The film has five songs composed by Harris Jayaraj. Satyam was his 25th film as music composer, and the album was released in late July 2008 in Chennai, while the Telugu version's album was released the same month at Hyderabad.

Tamil track list
| No. | Title | Lyrics | Singer(s) | Length |
|---|---|---|---|---|
| 1. | "Aaradi Kaathe" | Pa. Vijay | Hariharan | 4:46 |
| 2. | "Ada Gada Gada" | Pa.
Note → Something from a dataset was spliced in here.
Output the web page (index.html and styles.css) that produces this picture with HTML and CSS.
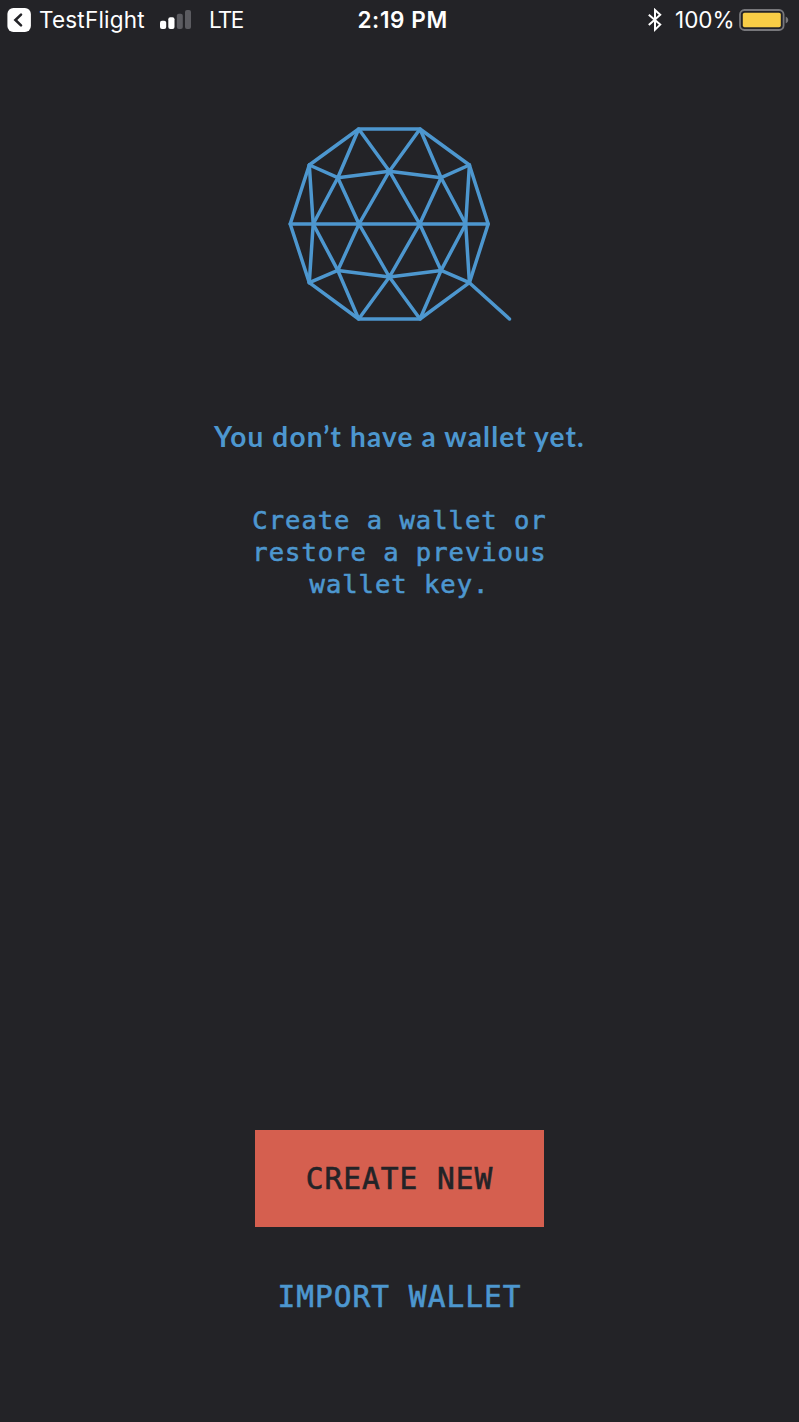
FILE: index.html
```html
<!DOCTYPE html>
<html lang="en">
<head>
<meta charset="utf-8">
<title>Wallet</title>
<link rel="stylesheet" href="styles.css">
</head>
<body>
<div class="screen">
  <header class="status">
    <div class="status-left">
      <svg class="back" width="24" height="24" viewBox="0 0 24 24"><rect x=".4" width="23.5" height="24" rx="6" fill="#fff"/><path d="M14 6.6 8.4 12l5.6 5.4" fill="none" stroke="#232327" stroke-width="2.6" stroke-linecap="round"/></svg>
      <span class="app">TestFlight</span>
      <svg class="signal" width="32" height="20" viewBox="0 0 32 20"><g fill="#fff"><rect y="10.8" width="6.2" height="8.2" rx="2"/><rect x="8.3" y="7.2" width="6.2" height="11.8" rx="2"/></g><g fill="#5b5b60"><rect x="16.8" y="3.7" width="6" height="15.3" rx="2"/><rect x="25" y="0" width="6" height="19" rx="2"/></g></svg>
      <span class="carrier">LTE</span>
    </div>
    <div class="time">2:19 PM</div>
    <div class="status-right">
      <svg class="bluetooth" width="14" height="24" viewBox="0 0 14 24"><path d="M.8 6.8 12.2 16.6 7 21.6V2l5.2 4.8L.8 17" fill="none" stroke="#fff" stroke-width="2"/></svg>
      <span class="percent">100%</span>
      <svg class="battery" width="50" height="22" viewBox="0 0 50 22"><rect x="1" y="1" width="43.6" height="20" rx="4.5" fill="none" stroke="#77777b" stroke-width="1.8"/><rect x="3.8" y="3.8" width="38" height="14.4" rx="1.8" fill="#f9ce46"/><path d="M46.7 7.5q2.6 1.1 2.6 3.5t-2.6 3.5z" fill="#77777b"/></svg>
    </div>
  </header>
  <main class="content">
    <svg class="logo" width="240" height="212" viewBox="0 0 240 212"><g fill="none" stroke="#4d97cf" stroke-width="3.5" stroke-linejoin="round" stroke-linecap="round">
      <path d="M78.7 11h61.3l49.4 36 18.8 59-18.8 58.7-49.4 36.3H78.7l-49.4-36.3L10.2 106 29.3 47z"/>
      <path d="M10.2 106h198M29.3 47l3.9 59-3.9 58.7M189.4 47l-3.7 59 3.7 58.7 40.1 36.3"/>
      <path d="M29.3 47 57.8 59.7l51.6-6.5 51.7 6.5L189.4 47M29.3 164.7 57.8 152.4l51.6 6.6 51.7-6.6 28.3 12.3"/>
      <path d="M78.7 11 57.8 59.7 33.2 106 57.8 152.4 78.7 201l30.7-42 30.6 42 21.1-48.6 24.6-46.4-24.6-46.3L140 11l-30.6 42.2z"/>
      <path d="m57.8 59.7 21.2 46.3-21.2 46.4M109.4 53.2 79 106l30.4 53 30.3-53zM161.1 59.7 139.7 106l21.4 46.4"/>
    </g></svg>
    <h1 class="title">You don’t have a wallet yet.</h1>
    <p class="message">Create a wallet or<br>restore a previous<br>wallet key.</p>
  </main>
  <footer class="actions">
    <button class="create">CREATE NEW</button>
    <button class="import">IMPORT WALLET</button>
  </footer>
</div>
</body>
</html>
```
FILE: styles.css
```css
* { box-sizing: border-box; }
body { margin: 0; background: #232327; }
.screen { width: 799px; height: 1422px; display: flex; flex-direction: column; background: #232327; }
.status { height: 40px; flex: none; display: grid; grid-template-columns: 1fr auto 1fr; align-items: center; color: #fff; font: 400 22.5px/40px Inter, "Liberation Sans", sans-serif; padding: 0 10px 0 7px; white-space: nowrap; }
.status-left, .status-right { display: flex; align-items: center; height: 40px; }
.status-right { justify-content: flex-end; }
.app { width: 106px; margin-left: 8px; letter-spacing: .2px; }
.signal { margin-left: 15px; }
.carrier { margin-left: 17px; letter-spacing: -1.7px; }
.time { font-weight: 600; width: 90px; margin-left: 9px; letter-spacing: .6px; }
.bluetooth { margin-right: 13px; }
.percent { width: 59px; letter-spacing: 0; }
.battery { margin-left: 5px; }
.content { flex: 1; display: flex; flex-direction: column; align-items: center; padding-top: 78px; }
.logo { display: block; }
.title { margin: 86px 0 0; color: #4d97cf; font: 700 28px/40px Lato, sans-serif; letter-spacing: 1.15px; white-space: nowrap; }
.message { margin: 48px 0 0; color: #4d97cf; font: 400 25.5px/32px "DejaVu Sans Mono", monospace; letter-spacing: 1px; text-align: center; -webkit-text-stroke: .6px currentColor; }
.actions { display: flex; flex-direction: column; align-items: center; padding-bottom: 105px; }
.actions button { border: 0; padding: 0; background: none; font: 400 29.5px/40px "DejaVu Sans Mono", monospace; letter-spacing: 1px; -webkit-text-stroke: .6px currentColor; }
.actions .create { width: 289px; height: 97px; background: #d55f4f; color: #232327; }
.actions .import { margin-top: 50px; height: 40px; color: #4d97cf; }
```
Vijay | Premji Amaren | 5:02 |
| 3. | "Chellame Chellame" | Yugabharathi | Balram, Bombay Jayashree, Sunitha Sarathy | 6:04 |
| 4. | "En Anbe" | Yugabharathi | Sadhana Sargam, Benny Dayal | 6:07 |
| 5. | "Paal Pappaali" | Kabilan | Ranjith, Naveen, Mahathi | 5:49 |
| Total length: |  |  |  | 27:48 |

Telugu track list
| No. | Title | Lyrics | Singer(s) | Length |
|---|---|---|---|---|
| 1. | "Nammara Nestham" | Sirivennela Seetharama Sastry | Hariharan | 4:45 |
| 2. | "Ada Gada Gada" | Chandrabose | Premji Amaren | 5:02 |
| 3. | "Muddula Muddula." | Sahithi | Balram, Bombay Jayashree, Sunitha Sarathy | 6:00 |
| 4. | "Ninnena Nenu" | Sirivennela Seetharama Sastry | Sadhana Sargam, Benny Dayal | 6:06 |
| 5. | "Endammaya" | Sahithi | Naveen, Mahalakshmi Iyer | 5:46 |
| Total length: |  |  |  | 27:39 |

== Critical reception ==
Pavithra Srinivasan of Rediff.com wrote, "The movie is technically and visually well polished -- and that, in itself is a pity, as, without a good screenplay and execution, it falls flat". Sify wrote, "Debutant director A.Rajasekhar tackles the film half heartedly as he dilutes it with a lot of mass masala, which shifts the focus from the plot. The problem is that, story is wafer thin and the end product looks like a B-grade Telugu action movie". Malathi Rangarajan of The Hindu wrote, "Interesting in bits and pieces and gripping in fits and starts, GK Film Corporation’s Satyam (U/A), is a dampener of sorts. And if you walk out of the cinemas with a sense of disappointment, it’s because of A. Rajasekar’s inept screenplay".